## What is being asked
Word for word, extract the first line of the records below and each line after it, up to and including the line with "FileDown, Info, MessageCircleMore". Pictures are left out.

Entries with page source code
==*==

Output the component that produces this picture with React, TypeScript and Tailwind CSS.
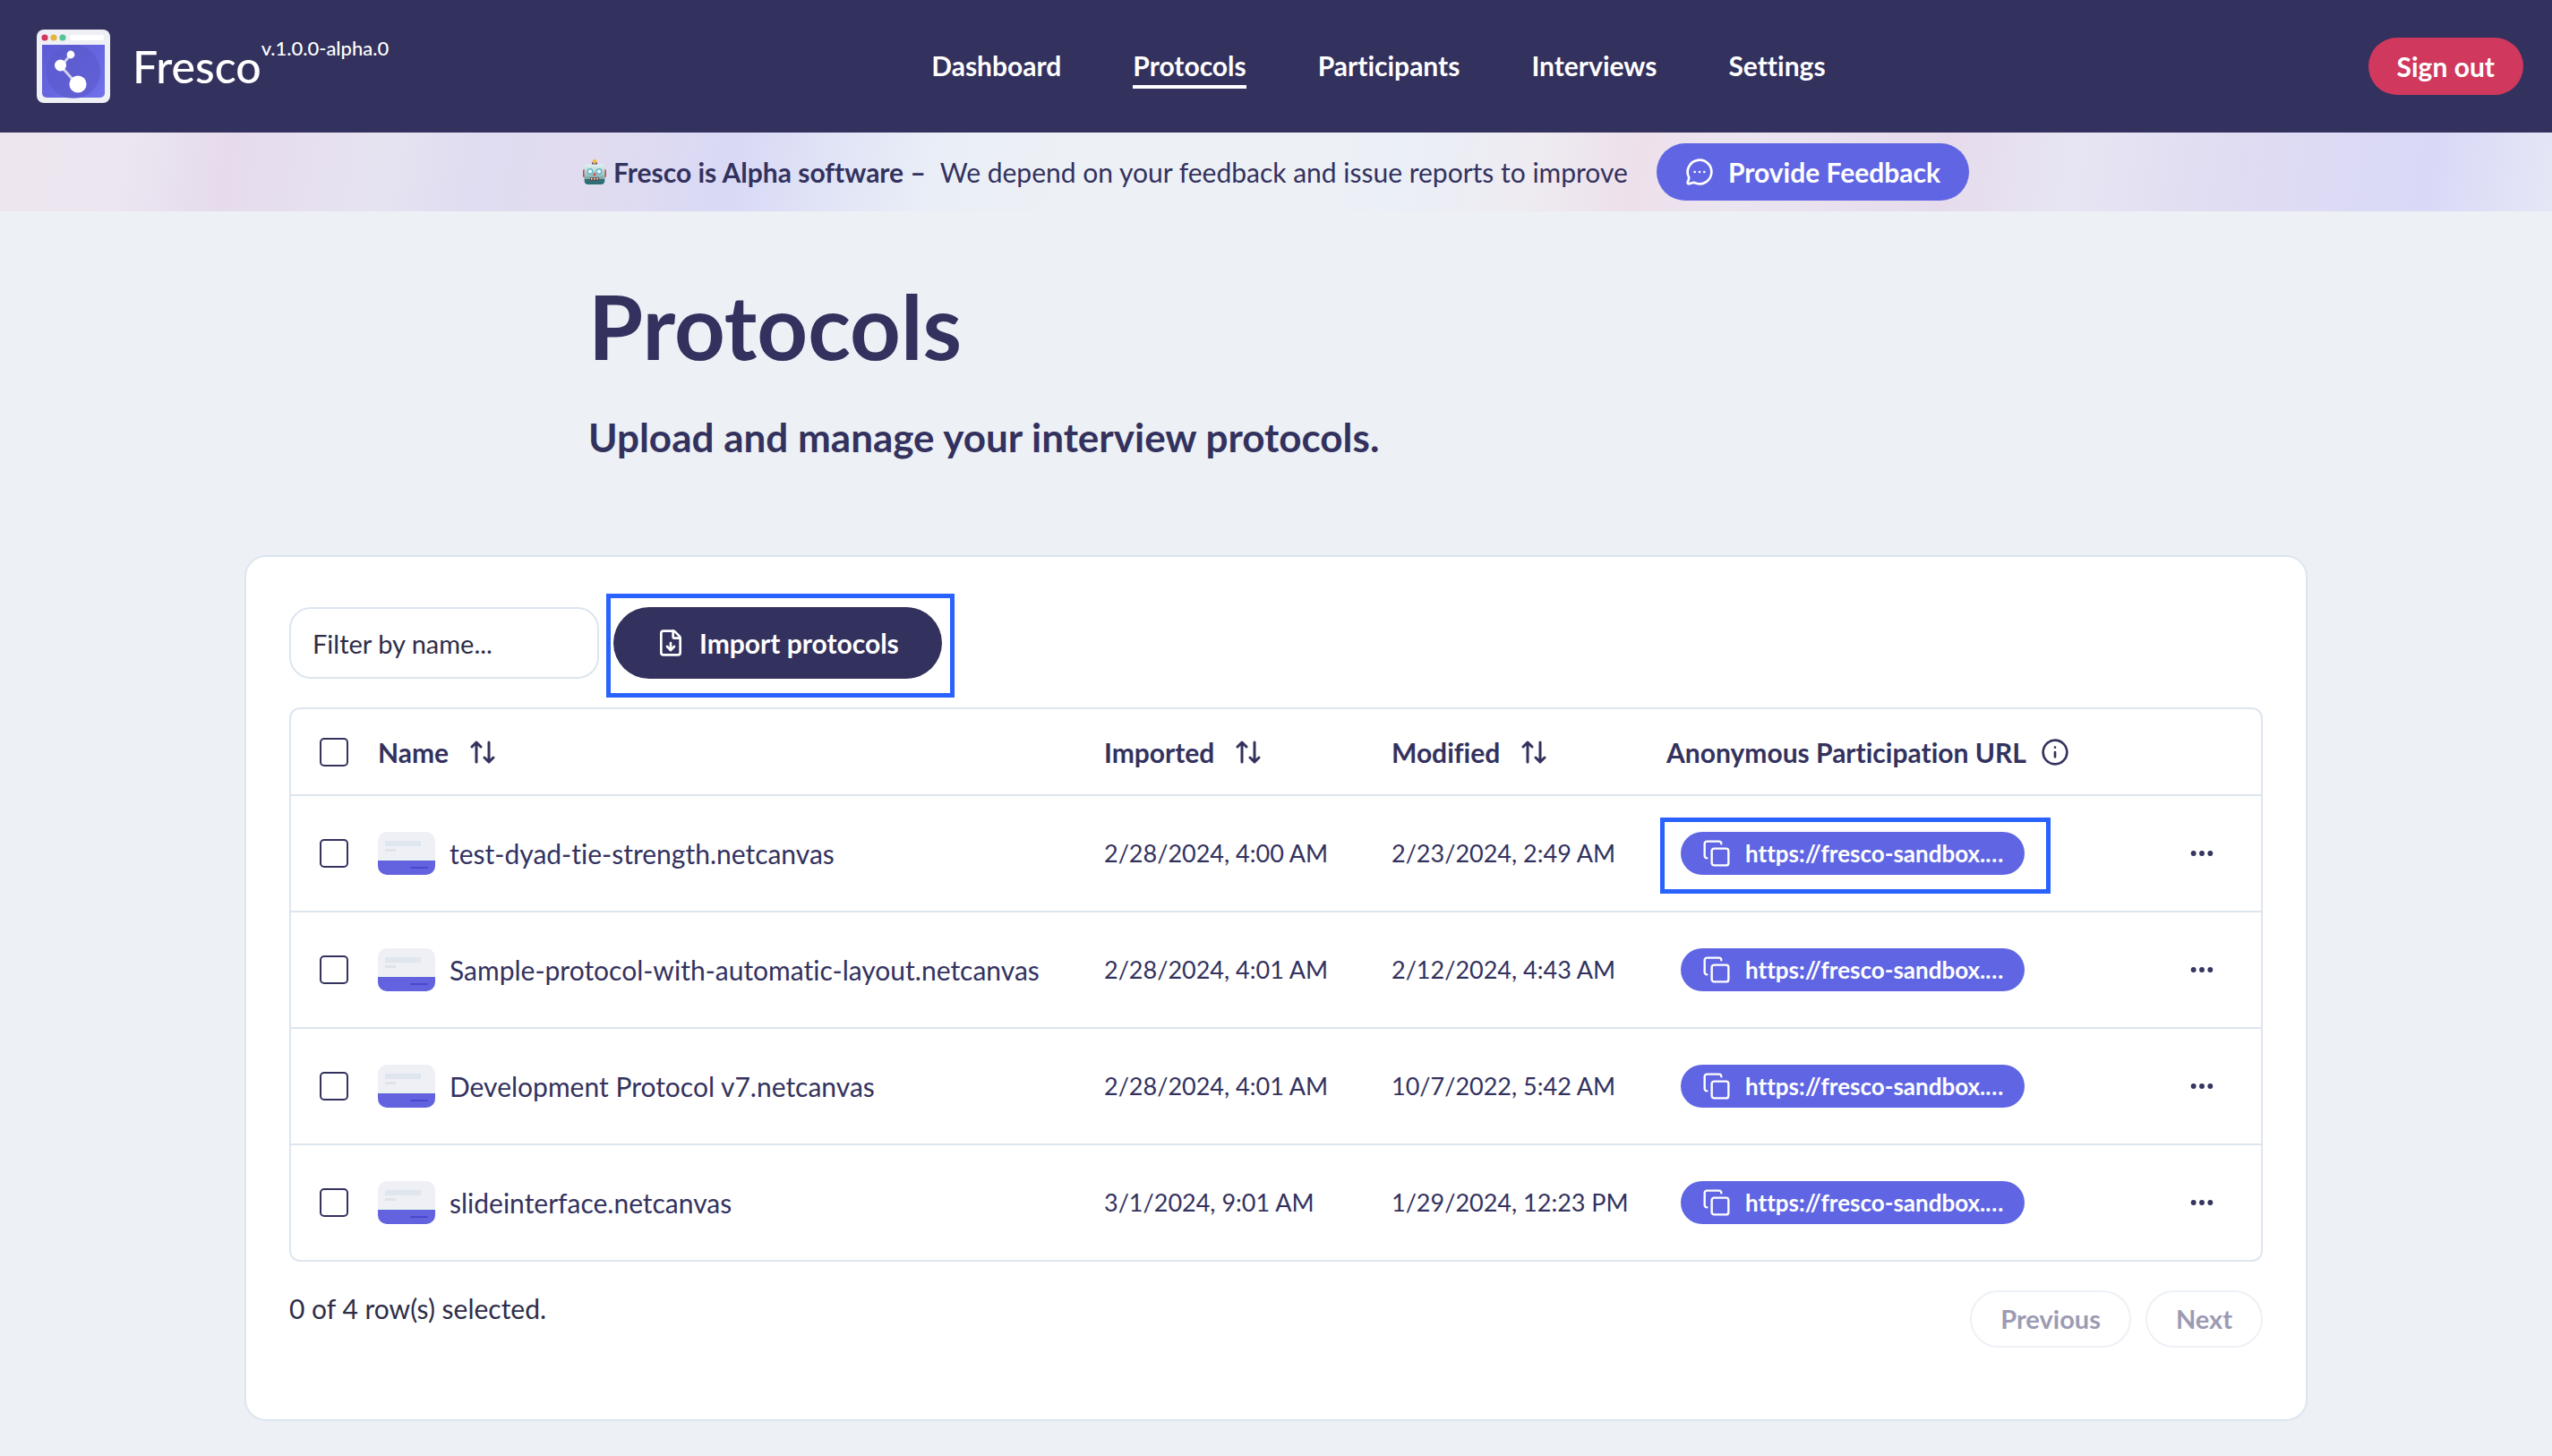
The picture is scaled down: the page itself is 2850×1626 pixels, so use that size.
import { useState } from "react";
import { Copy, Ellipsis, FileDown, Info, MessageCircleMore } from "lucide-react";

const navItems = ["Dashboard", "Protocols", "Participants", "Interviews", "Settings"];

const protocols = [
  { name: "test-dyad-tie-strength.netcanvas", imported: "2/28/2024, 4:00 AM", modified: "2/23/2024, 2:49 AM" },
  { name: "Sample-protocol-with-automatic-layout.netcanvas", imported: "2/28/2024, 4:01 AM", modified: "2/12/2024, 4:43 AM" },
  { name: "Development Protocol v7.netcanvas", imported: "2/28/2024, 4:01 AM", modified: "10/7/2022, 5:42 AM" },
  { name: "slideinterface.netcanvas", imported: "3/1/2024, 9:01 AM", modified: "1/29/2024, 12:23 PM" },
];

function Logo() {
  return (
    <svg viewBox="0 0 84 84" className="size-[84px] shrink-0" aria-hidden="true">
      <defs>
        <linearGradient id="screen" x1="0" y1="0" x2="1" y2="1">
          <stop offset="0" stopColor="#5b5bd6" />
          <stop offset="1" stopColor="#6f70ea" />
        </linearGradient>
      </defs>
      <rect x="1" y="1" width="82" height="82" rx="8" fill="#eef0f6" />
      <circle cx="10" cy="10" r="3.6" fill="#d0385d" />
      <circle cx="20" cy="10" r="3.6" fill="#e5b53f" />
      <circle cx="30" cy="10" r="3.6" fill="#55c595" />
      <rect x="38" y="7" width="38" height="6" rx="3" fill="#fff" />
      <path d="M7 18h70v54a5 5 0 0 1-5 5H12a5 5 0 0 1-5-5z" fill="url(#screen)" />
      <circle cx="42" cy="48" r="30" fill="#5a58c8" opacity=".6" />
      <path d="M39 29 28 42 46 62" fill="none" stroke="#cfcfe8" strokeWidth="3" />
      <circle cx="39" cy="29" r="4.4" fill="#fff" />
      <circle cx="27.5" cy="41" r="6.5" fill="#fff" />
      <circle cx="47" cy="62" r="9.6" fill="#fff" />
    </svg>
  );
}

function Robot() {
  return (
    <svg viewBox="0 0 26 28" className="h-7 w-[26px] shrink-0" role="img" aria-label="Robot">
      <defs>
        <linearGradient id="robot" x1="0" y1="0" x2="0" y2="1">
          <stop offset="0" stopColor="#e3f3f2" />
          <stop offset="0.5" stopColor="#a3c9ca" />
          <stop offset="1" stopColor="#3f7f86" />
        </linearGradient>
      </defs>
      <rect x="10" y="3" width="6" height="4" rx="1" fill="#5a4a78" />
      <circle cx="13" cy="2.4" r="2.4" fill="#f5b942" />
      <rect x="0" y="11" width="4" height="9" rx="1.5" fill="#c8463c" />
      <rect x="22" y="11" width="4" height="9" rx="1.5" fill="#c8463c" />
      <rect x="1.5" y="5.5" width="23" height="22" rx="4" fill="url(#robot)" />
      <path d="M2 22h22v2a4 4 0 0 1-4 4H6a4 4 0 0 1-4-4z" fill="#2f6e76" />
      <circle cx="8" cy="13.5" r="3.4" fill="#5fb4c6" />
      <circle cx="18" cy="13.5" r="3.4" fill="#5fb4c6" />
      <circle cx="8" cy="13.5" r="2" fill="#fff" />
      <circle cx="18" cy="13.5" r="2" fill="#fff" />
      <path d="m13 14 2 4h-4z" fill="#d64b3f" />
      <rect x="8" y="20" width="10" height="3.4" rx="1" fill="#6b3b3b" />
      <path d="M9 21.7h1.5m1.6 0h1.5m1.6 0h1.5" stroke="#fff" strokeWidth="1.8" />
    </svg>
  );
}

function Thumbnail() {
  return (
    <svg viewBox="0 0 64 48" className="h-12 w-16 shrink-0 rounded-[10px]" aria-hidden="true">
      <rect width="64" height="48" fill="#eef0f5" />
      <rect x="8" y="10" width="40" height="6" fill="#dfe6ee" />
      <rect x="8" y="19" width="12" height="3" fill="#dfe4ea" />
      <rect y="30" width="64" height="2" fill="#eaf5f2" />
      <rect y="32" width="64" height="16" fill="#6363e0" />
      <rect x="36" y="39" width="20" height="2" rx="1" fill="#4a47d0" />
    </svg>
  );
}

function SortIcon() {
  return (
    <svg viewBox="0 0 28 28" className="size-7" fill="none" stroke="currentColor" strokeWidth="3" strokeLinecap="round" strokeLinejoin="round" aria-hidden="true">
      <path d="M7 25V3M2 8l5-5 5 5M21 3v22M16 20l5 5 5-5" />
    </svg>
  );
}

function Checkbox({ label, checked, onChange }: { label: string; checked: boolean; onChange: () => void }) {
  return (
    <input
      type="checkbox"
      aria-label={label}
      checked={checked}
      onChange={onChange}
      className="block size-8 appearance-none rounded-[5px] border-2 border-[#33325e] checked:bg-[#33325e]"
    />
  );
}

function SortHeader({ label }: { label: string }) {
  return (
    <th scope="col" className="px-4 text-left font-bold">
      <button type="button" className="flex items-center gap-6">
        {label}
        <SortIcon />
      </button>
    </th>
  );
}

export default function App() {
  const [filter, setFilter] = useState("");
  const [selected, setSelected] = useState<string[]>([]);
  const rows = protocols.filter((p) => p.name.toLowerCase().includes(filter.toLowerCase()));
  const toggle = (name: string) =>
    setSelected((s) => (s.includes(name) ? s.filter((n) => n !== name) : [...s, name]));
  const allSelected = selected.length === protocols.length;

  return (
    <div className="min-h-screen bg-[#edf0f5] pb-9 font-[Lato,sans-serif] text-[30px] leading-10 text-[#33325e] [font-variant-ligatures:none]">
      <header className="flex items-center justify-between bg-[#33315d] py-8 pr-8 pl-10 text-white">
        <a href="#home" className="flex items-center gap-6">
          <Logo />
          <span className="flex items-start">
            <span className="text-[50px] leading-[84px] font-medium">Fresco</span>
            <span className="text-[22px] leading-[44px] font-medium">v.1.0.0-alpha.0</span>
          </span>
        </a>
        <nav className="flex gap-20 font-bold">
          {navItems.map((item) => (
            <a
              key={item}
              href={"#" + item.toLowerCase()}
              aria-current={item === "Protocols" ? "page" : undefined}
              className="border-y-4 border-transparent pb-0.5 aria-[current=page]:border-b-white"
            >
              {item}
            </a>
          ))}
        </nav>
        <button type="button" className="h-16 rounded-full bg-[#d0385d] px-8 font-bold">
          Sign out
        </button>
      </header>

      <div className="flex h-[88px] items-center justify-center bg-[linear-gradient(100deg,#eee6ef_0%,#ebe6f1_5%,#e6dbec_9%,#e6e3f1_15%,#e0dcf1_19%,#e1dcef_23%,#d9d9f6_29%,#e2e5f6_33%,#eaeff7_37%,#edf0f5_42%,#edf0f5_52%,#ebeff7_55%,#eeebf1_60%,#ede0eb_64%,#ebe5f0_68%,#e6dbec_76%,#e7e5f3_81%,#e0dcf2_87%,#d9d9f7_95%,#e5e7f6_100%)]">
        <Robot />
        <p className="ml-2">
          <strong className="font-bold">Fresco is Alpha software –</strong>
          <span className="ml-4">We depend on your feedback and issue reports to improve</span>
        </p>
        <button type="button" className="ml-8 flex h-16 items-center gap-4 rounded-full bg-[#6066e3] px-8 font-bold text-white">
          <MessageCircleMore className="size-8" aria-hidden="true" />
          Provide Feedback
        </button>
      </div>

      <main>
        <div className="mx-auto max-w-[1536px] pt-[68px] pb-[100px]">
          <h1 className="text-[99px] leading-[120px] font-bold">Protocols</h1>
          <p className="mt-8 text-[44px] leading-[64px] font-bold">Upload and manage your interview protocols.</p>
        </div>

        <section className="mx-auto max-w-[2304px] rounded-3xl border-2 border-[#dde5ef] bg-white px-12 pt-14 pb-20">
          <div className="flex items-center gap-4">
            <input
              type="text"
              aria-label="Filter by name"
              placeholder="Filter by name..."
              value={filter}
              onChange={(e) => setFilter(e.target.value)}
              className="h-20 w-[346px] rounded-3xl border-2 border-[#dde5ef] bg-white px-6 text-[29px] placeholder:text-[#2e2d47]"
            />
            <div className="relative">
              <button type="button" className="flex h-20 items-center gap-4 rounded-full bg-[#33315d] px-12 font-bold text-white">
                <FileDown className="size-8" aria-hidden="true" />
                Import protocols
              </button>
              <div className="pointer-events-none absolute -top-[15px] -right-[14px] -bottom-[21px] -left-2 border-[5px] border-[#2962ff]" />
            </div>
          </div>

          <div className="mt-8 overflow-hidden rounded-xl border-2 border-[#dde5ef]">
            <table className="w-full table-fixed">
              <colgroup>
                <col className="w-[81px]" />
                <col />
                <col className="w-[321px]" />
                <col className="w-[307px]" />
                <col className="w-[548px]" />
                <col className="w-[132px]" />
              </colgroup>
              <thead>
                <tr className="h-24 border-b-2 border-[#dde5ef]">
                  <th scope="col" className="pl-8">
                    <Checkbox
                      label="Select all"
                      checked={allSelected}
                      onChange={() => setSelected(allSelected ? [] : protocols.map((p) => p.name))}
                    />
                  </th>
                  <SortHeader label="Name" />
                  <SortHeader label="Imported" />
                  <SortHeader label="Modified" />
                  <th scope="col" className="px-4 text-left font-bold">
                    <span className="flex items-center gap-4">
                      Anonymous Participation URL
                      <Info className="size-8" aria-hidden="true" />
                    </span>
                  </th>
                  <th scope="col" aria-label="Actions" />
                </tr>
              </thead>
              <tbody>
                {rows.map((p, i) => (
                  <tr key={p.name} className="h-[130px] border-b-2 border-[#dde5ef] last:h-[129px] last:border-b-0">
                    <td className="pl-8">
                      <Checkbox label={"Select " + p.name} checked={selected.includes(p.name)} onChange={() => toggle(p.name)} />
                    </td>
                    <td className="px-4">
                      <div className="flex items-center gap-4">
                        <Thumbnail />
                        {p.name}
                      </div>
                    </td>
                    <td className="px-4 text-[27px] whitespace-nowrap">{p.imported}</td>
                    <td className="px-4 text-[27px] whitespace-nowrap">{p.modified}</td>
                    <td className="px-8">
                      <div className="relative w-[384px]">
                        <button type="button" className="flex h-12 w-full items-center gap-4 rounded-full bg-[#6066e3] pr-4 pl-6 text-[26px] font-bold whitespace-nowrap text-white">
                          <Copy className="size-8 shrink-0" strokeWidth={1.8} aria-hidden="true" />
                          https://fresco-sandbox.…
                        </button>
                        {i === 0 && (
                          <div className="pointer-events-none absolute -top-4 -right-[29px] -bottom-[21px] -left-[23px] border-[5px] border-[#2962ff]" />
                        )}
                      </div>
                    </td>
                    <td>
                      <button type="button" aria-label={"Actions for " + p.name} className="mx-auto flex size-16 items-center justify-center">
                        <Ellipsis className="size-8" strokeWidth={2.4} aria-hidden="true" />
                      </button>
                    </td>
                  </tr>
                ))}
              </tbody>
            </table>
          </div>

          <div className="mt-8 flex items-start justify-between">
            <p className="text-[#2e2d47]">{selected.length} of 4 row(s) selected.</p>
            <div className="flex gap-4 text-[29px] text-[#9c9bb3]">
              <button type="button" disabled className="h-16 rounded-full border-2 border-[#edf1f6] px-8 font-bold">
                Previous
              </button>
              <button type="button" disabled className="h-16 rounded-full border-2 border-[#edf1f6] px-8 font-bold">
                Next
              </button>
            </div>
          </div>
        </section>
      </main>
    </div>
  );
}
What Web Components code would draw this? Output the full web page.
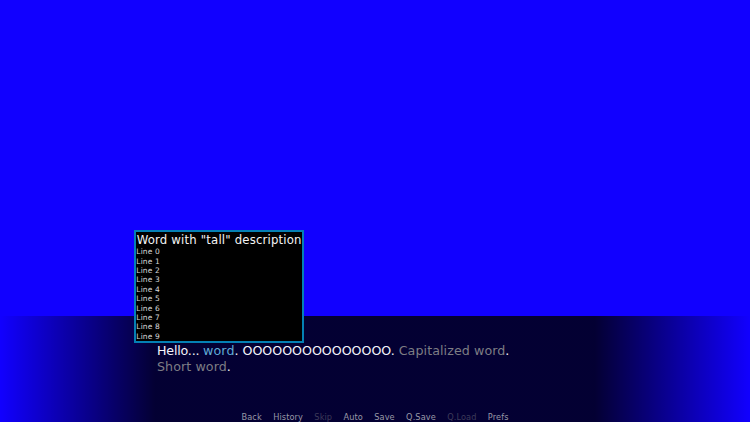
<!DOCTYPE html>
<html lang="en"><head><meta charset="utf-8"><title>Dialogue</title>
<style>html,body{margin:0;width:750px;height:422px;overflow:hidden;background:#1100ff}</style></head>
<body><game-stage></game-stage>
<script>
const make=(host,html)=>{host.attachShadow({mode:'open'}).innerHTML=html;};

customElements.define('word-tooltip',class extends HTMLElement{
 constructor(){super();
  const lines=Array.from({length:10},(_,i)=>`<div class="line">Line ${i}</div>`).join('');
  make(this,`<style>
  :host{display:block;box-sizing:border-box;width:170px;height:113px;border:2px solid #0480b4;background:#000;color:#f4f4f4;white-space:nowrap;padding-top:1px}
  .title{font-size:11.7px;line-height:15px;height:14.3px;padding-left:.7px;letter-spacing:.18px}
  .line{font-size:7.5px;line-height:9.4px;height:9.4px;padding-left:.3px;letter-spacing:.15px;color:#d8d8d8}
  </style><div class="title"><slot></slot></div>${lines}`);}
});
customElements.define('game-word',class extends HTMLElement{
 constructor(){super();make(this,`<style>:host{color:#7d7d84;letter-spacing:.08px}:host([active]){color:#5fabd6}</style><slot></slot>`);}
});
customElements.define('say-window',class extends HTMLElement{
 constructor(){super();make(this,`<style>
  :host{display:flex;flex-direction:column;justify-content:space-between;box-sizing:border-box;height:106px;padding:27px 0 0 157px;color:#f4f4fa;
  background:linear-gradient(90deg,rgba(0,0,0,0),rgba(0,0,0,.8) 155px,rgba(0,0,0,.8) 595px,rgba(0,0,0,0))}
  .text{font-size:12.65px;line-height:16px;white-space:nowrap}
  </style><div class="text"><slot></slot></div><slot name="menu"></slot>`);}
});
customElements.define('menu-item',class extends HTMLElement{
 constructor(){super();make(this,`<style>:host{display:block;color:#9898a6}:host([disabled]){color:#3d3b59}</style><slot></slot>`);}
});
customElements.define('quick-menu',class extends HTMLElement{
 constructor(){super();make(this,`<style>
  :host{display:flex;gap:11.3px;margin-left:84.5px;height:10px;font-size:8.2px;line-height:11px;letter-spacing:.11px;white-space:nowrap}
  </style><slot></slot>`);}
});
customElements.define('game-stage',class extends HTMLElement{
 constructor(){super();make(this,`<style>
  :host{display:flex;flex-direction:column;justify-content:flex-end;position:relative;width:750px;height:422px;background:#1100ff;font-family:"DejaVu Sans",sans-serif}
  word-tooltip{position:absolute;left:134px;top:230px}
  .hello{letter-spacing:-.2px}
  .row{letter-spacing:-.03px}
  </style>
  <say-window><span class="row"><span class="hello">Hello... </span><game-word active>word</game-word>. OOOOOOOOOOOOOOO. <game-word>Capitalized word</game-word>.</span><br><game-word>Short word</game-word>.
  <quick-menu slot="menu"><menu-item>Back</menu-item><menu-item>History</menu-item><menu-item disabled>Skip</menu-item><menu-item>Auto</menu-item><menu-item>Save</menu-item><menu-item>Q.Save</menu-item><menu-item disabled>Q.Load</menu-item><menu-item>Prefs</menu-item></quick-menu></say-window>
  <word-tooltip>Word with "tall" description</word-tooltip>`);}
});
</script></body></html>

==*==

## Written answer
Output the component that produces this picture with React, TypeScript and Tailwind CSS.
The picture is scaled down: the page itself is 2850×1626 pixels, so use that size.
import { useState } from "react";
import { Copy, Ellipsis, FileDown, Info, MessageCircleMore } from "lucide-react";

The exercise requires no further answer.